Task description:
Can you transcribe every line exactly and leave the pictures behind?

** start **

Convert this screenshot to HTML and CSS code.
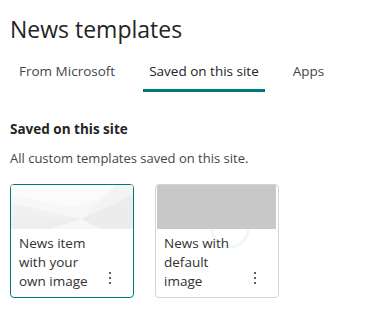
FILE: index.html
```html
<!DOCTYPE html>
<html lang="en">
<head>
  <meta charset="UTF-8">
  <meta name="viewport" content="width=device-width, initial-scale=1.0">
  <title>News templates</title>
  <link rel="stylesheet" href="styles.css">
</head>
<body>
  <h1 class="title">News templates</h1>
  <nav class="tabs">
    <a href="#" class="tab">From Microsoft</a>
    <a href="#" class="tab active">Saved on this site</a>
    <a href="#" class="tab">Apps</a>
  </nav>
  <section class="saved">
    <h2>Saved on this site</h2>
    <p class="desc">All custom templates saved on this site.</p>
    <div class="cards">
      <div class="card selected">
        <div class="thumb thumb-own">
          <svg width="122" height="44" viewBox="0 0 122 44">
            <rect width="122" height="44" fill="#f7f7f7"/>
            <polygon points="0,0 122,0 122,6 60,22 0,10" fill="#fbfbfb"/>
            <polygon points="0,18 70,34 0,44" fill="#f1f1f1"/>
            <polygon points="70,34 122,10 122,44 90,44" fill="#ececec"/>
            <polygon points="70,34 105,0 122,0 122,10" fill="#f3f3f3"/>
            <polygon points="0,30 70,34 40,44 0,44" fill="#eeeeee"/>
          </svg>
        </div>
        <div class="card-body">
          <span class="card-name">News item with your own image</span>
          <button class="more" aria-label="More">
            <svg width="4" height="14" viewBox="0 0 4 14"><rect x="1" y="1" width="2" height="2" fill="#605e5c"/><rect x="1" y="6" width="2" height="2" fill="#605e5c"/><rect x="1" y="11" width="2" height="2" fill="#605e5c"/></svg>
          </button>
        </div>
      </div>
      <div class="card">
        <div class="thumb thumb-default"></div>
        <div class="card-body">
          <svg class="watermark" width="40" height="30" viewBox="0 0 40 30"><path d="M2 0 A18 18 0 0 0 38 0" fill="none" stroke="#eef7f9" stroke-width="3"/></svg>
          <span class="card-name">News with default image</span>
          <button class="more" aria-label="More">
            <svg width="4" height="14" viewBox="0 0 4 14"><rect x="1" y="1" width="2" height="2" fill="#605e5c"/><rect x="1" y="6" width="2" height="2" fill="#605e5c"/><rect x="1" y="11" width="2" height="2" fill="#605e5c"/></svg>
          </button>
        </div>
      </div>
    </div>
  </section>
</body>
</html>
```

FILE: styles.css
```css
*{margin:0;padding:0;box-sizing:border-box}
body{font-family:'Open Sans','Noto Sans',sans-serif;background:#fff;color:#323130;padding:0 10px;width:366px}
.title{font-size:23px;font-weight:400;line-height:32px;padding-top:13px;color:#252423}
.tabs{display:flex;gap:22px;margin-top:16px;padding-left:3px}
.tab{display:block;padding:0 6px;font-size:13.5px;line-height:20px;height:31px;color:#484644;text-decoration:none;border-bottom:3px solid transparent}
.tab.active{color:#252423;border-bottom-color:#03787c}
.saved{margin-top:27px}
.saved h2{font-size:13.5px;font-weight:700;line-height:20px;color:#252423}
.desc{font-size:13px;line-height:20px;color:#484644;margin-top:9px}
.cards{display:flex;gap:21px;margin-top:16px}
.card{width:124px;height:114px;border:1px solid #d4d4d4;border-radius:4px;overflow:hidden;display:flex;flex-direction:column;background:#fff}
.card.selected{border-color:#03787c}
.thumb{height:44px;flex:none}
.thumb svg{display:block}
.thumb-default{background:#c8c8c8;margin:0 2px 0 1px}
.card-body{position:relative;flex:1;display:flex;align-items:flex-end;justify-content:space-between;padding:5px 21px 10px 8px}
.card-name{position:relative;align-self:flex-start;width:80px;font-size:13.5px;line-height:19px;color:#323130}
.more{background:none;border:none;display:flex;padding:0;margin-bottom:6px}
.more svg{display:block}
.watermark{position:absolute;left:54px;top:0}
```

** end **

Solution:
Convert this screenshot to HTML and CSS code.
FILE: index.html
```html
<!DOCTYPE html>
<html lang="en">
<head>
  <meta charset="UTF-8">
  <meta name="viewport" content="width=device-width, initial-scale=1.0">
  <title>News templates</title>
  <link rel="stylesheet" href="styles.css">
</head>
<body>
  <h1 class="title">News templates</h1>
  <nav class="tabs">
    <a href="#" class="tab">From Microsoft</a>
    <a href="#" class="tab active">Saved on this site</a>
    <a href="#" class="tab">Apps</a>
  </nav>
  <section class="saved">
    <h2>Saved on this site</h2>
    <p class="desc">All custom templates saved on this site.</p>
    <div class="cards">
      <div class="card selected">
        <div class="thumb thumb-own">
          <svg width="122" height="44" viewBox="0 0 122 44">
            <rect width="122" height="44" fill="#f7f7f7"/>
            <polygon points="0,0 122,0 122,6 60,22 0,10" fill="#fbfbfb"/>
            <polygon points="0,18 70,34 0,44" fill="#f1f1f1"/>
            <polygon points="70,34 122,10 122,44 90,44" fill="#ececec"/>
            <polygon points="70,34 105,0 122,0 122,10" fill="#f3f3f3"/>
            <polygon points="0,30 70,34 40,44 0,44" fill="#eeeeee"/>
          </svg>
        </div>
        <div class="card-body">
          <span class="card-name">News item with your own image</span>
          <button class="more" aria-label="More">
            <svg width="4" height="14" viewBox="0 0 4 14"><rect x="1" y="1" width="2" height="2" fill="#605e5c"/><rect x="1" y="6" width="2" height="2" fill="#605e5c"/><rect x="1" y="11" width="2" height="2" fill="#605e5c"/></svg>
          </button>
        </div>
      </div>
      <div class="card">
        <div class="thumb thumb-default"></div>
        <div class="card-body">
          <svg class="watermark" width="40" height="30" viewBox="0 0 40 30"><path d="M2 0 A18 18 0 0 0 38 0" fill="none" stroke="#eef7f9" stroke-width="3"/></svg>
          <span class="card-name">News with default image</span>
          <button class="more" aria-label="More">
            <svg width="4" height="14" viewBox="0 0 4 14"><rect x="1" y="1" width="2" height="2" fill="#605e5c"/><rect x="1" y="6" width="2" height="2" fill="#605e5c"/><rect x="1" y="11" width="2" height="2" fill="#605e5c"/></svg>
          </button>
        </div>
      </div>
    </div>
  </section>
</body>
</html>
```

FILE: styles.css
```css
*{margin:0;padding:0;box-sizing:border-box}
body{font-family:'Open Sans','Noto Sans',sans-serif;background:#fff;color:#323130;padding:0 10px;width:366px}
.title{font-size:23px;font-weight:400;line-height:32px;padding-top:13px;color:#252423}
.tabs{display:flex;gap:22px;margin-top:16px;padding-left:3px}
.tab{display:block;padding:0 6px;font-size:13.5px;line-height:20px;height:31px;color:#484644;text-decoration:none;border-bottom:3px solid transparent}
.tab.active{color:#252423;border-bottom-color:#03787c}
.saved{margin-top:27px}
.saved h2{font-size:13.5px;font-weight:700;line-height:20px;color:#252423}
.desc{font-size:13px;line-height:20px;color:#484644;margin-top:9px}
.cards{display:flex;gap:21px;margin-top:16px}
.card{width:124px;height:114px;border:1px solid #d4d4d4;border-radius:4px;overflow:hidden;display:flex;flex-direction:column;background:#fff}
.card.selected{border-color:#03787c}
.thumb{height:44px;flex:none}
.thumb svg{display:block}
.thumb-default{background:#c8c8c8;margin:0 2px 0 1px}
.card-body{position:relative;flex:1;display:flex;align-items:flex-end;justify-content:space-between;padding:5px 21px 10px 8px}
.card-name{position:relative;align-self:flex-start;width:80px;font-size:13.5px;line-height:19px;color:#323130}
.more{background:none;border:none;display:flex;padding:0;margin-bottom:6px}
.more svg{display:block}
.watermark{position:absolute;left:54px;top:0}
```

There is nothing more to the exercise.